Ainda sobre a situação do País, o professor de economia é enfático:
“Os Poderes Legislativo e Judiciário estão em crise e piores. Poderes
Executivos atropelam decisões de instâncias participativas, ferindo a
Constituição. Desviam recursos públicos, contratando ONGs e empresas
irregularmente. Separa-se pouco o público do privado. Altos funcionários
públicos enriquecem supostamente prestando consultorias ao setor
privado. O Estado funciona mal, apesar de termos eleições regulares e
imprensa formalmente livre”.
Sobre a pujança econômica, e apesar da melhora nos índices de
distribuição de renda, ele se mostrou desconfiado. Lembrou que “os
sistemas de educação, saúde, habitação e transportes continuam muito
precários”. “O País se desindustrializa, investe pouco e inova muito
menos do que o necessário. Nossos problemas ambientais se agravam,
crescemos muito menos do que outros países emergentes”.
Na mesma entrevista, o irmão mais novo de Celso Daniel, hoje filiado
ao PSOL (ele nega a intenção de disputar eleições), não esconde a
frustração com os antigos companheiros petistas – com as “honrosas
exceções”, citadas por ele, de Ricardo Alvarez, Hélio Bicudo e Eduardo
Suplicy (o único que permanece na legenda). A maioria no partido diz
acreditar na tese de crime comum, segundo lembra na entrevista.

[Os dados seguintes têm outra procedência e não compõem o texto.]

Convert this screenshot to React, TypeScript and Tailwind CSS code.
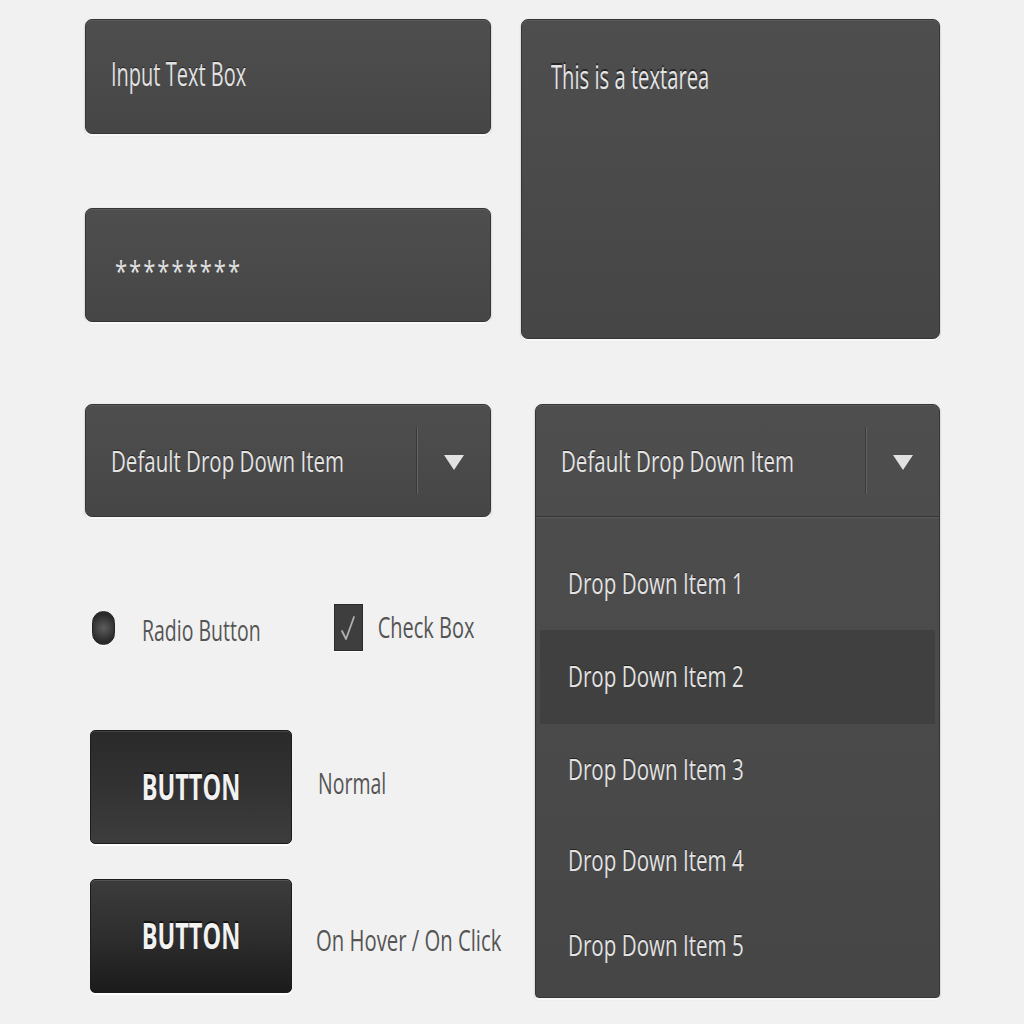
import type { ReactNode } from "react";

const box =
  "rounded-[7px] border border-[#363636] bg-gradient-to-b from-[#4e4e4e] to-[#464646] shadow-[inset_0_1px_0_rgba(255,255,255,0.07),0_2px_1px_rgba(255,255,255,0.9),0_1px_2px_rgba(0,0,0,0.35)]";

function Txt({ children, className = "" }: { children: ReactNode; className?: string }) {
  return <span className={`inline-block origin-center whitespace-nowrap ${className}`}>{children}</span>;
}

function Triangle() {
  return (
    <svg width="22" height="18" viewBox="0 0 22 18">
      <path d="M1 2 L21 2 L11 17 Z" fill="#e2e2e2" />
    </svg>
  );
}

function SelectHead() {
  return (
    <div className="flex h-[111px] items-stretch">
      <div className="flex flex-1 items-center pl-[25px] pt-[2px]">
        <Txt className="text-[20.5px] text-[#e4e4e4] scale-y-[1.45] [text-shadow:0_-1px_0_rgba(0,0,0,0.5)]">
          Default Drop Down Item
        </Txt>
      </div>
      <div className="my-[22px] flex w-[2px]">
        <div className="w-px bg-[#3a3a3a]" />
        <div className="w-px bg-[#626262]" />
      </div>
      <div className="flex w-[72px] items-center justify-center pt-[2px]">
        <Triangle />
      </div>
    </div>
  );
}

const items = [
  { label: "Drop Down Item 1", h: "h-[94px]", active: false },
  { label: "Drop Down Item 2", h: "h-[94px]", active: true },
  { label: "Drop Down Item 3", h: "h-[90px]", active: false },
  { label: "Drop Down Item 4", h: "h-[92px]", active: false },
  { label: "Drop Down Item 5", h: "h-[78px]", active: false },
];

function Button({ variant }: { variant: "normal" | "hover" }) {
  const bg =
    variant === "normal"
      ? "bg-gradient-to-b from-[#2a2a2a] via-[#323232] to-[#3d3d3d]"
      : "bg-gradient-to-b from-[#3c3c3c] via-[#2e2e2e] to-[#1b1b1b]";
  return (
    <div
      className={`flex h-[114px] w-[202px] shrink-0 items-center justify-center rounded-[5px] border border-[#1c1c1c] ${bg} shadow-[inset_0_1px_0_rgba(255,255,255,0.12),0_2px_1px_rgba(255,255,255,0.9)]`}
    >
      <Txt className="text-[23.5px] font-bold text-[#f2f2f2] scale-y-[1.55] [text-shadow:0_-1px_0_rgba(0,0,0,0.6)]">
        BUTTON
      </Txt>
    </div>
  );
}

export default function App() {
  return (
    <div className="flex h-[1024px] w-[1024px] gap-[30px] bg-[#f1f1f1] pl-[85px] pt-[19px] font-['Open_Sans',sans-serif]">
      {/* left column */}
      <div className="flex w-[406px] shrink-0 flex-col">
        <div className={`flex h-[115px] items-center pl-[25px] pb-[4px] ${box}`}>
          <Txt className="text-[20px] text-[#e2e2e2] scale-y-[1.6] [text-shadow:0_-1px_0_rgba(0,0,0,0.5)]">
            Input Text Box
          </Txt>
        </div>

        <div className={`mt-[74px] flex h-[114px] items-center pl-[29px] ${box}`}>
          <Txt className="translate-y-[5px] text-[22px] tracking-[2px] text-[#e2e2e2] scale-y-[1.3]">
            *********
          </Txt>
        </div>

        <div className={`mt-[82px] ${box}`}>
          <SelectHead />
        </div>

        {/* radio + checkbox */}
        <div className="mt-[87px] flex h-[47px] items-center">
          <span className="ml-[7px] h-[34px] w-[23px] rounded-full border border-[#252525] bg-[radial-gradient(circle,#5e5e5e_0%,#474747_30%,#2a2a2a_70%)] shadow-[0_1px_0_rgba(255,255,255,0.8)]" />
          <Txt className="ml-[27px] translate-y-[3px] text-[19.5px] text-[#555] scale-y-[1.45]">Radio Button</Txt>
          <span className="ml-[73px] flex h-[47px] w-[29px] items-center justify-center border border-[#2b2b2b] bg-[#3e3e3e] shadow-[0_1px_0_rgba(255,255,255,0.9)]">
            <svg width="20" height="32" viewBox="0 0 20 32">
              <path d="M4 19 L8 27 L16 5" fill="none" stroke="#b0b0b0" strokeWidth="1.8" strokeLinecap="round" strokeLinejoin="round" />
            </svg>
          </span>
          <Txt className="ml-[15px] text-[20px] text-[#555] scale-y-[1.45]">Check Box</Txt>
        </div>

        {/* buttons */}
        <div className="ml-[5px] mt-[79px] flex items-center">
          <Button variant="normal" />
          <Txt className="ml-[26px] -translate-y-[3px] text-[19.5px] text-[#555] scale-y-[1.45]">Normal</Txt>
        </div>
        <div className="ml-[5px] mt-[35px] flex items-center">
          <Button variant="hover" />
          <Txt className="ml-[24px] translate-y-[3px] text-[20.3px] text-[#555] scale-y-[1.45]">On Hover / On Click</Txt>
        </div>
      </div>

      {/* right column */}
      <div className="flex w-[419px] shrink-0 flex-col">
        <div className={`h-[320px] pl-[29px] pt-[41px] ${box}`}>
          <Txt className="text-[20.2px] text-[#e4e4e4] scale-y-[1.6] [text-shadow:0_-1px_0_rgba(0,0,0,0.5)]">
            This is a textarea
          </Txt>
        </div>

        <div className={`ml-[14px] mt-[65px] flex h-[594px] w-[405px] flex-col rounded-b-[4px] ${box}`}>
          <SelectHead />
          <div className="h-[2px] border-t border-[#363636] bg-[#5b5b5b]" />
          <div className="flex flex-col px-[4px] pt-[18px]">
            {items.map((it) => (
              <div
                key={it.label}
                className={`flex ${it.h} items-center pl-[28px] ${it.active ? "bg-[#404040] pb-[2px]" : ""}`}
              >
                <Txt className="text-[20.6px] text-[#e2e2e2] scale-y-[1.45] [text-shadow:0_-1px_0_rgba(0,0,0,0.5)]">
                  {it.label}
                </Txt>
              </div>
            ))}
          </div>
        </div>
      </div>
    </div>
  );
}
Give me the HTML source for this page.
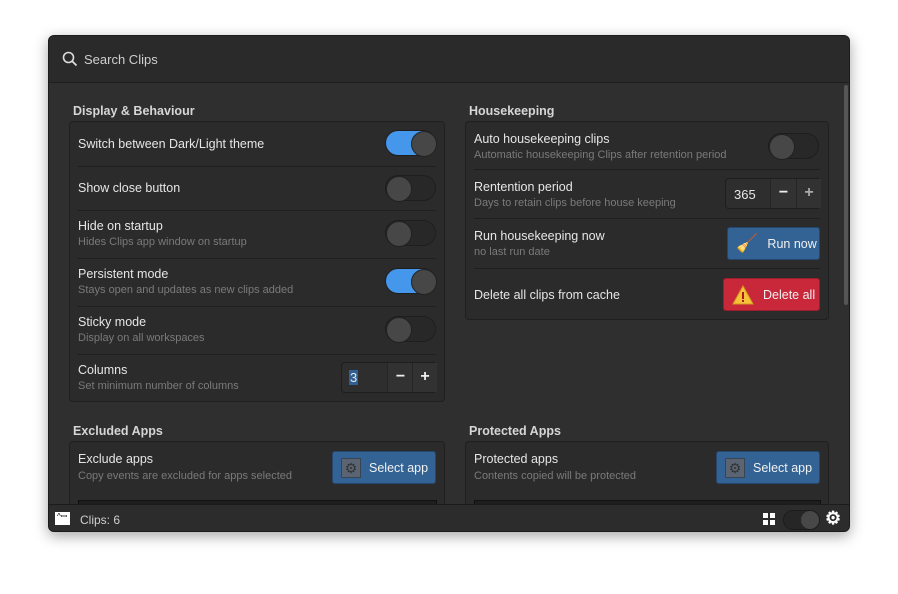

Segundo o professor, o esquema de arrecadação ilícita de recursos
para financiar campanhas eleitorais foi descrito, à época, pelo hoje
ministro-chefe da Secretaria-Geral da Presidência Gilberto Carvalho. O
relato foi feito por Bruno José Daniel Filho em depoimento na CPI dos
Bingos, em 2005.
Ele cobra das autoridades que as autoridades investiguem a suspeita
de que o dinheiro arrecadado ilegalmente era levado ao então presidente
do PT, José Dirceu.
“Tivemos que resolver o problema de duas mortes. A morte do Celso e a
morte simbólica da maioria dos nossos antigos companheiros do PT”.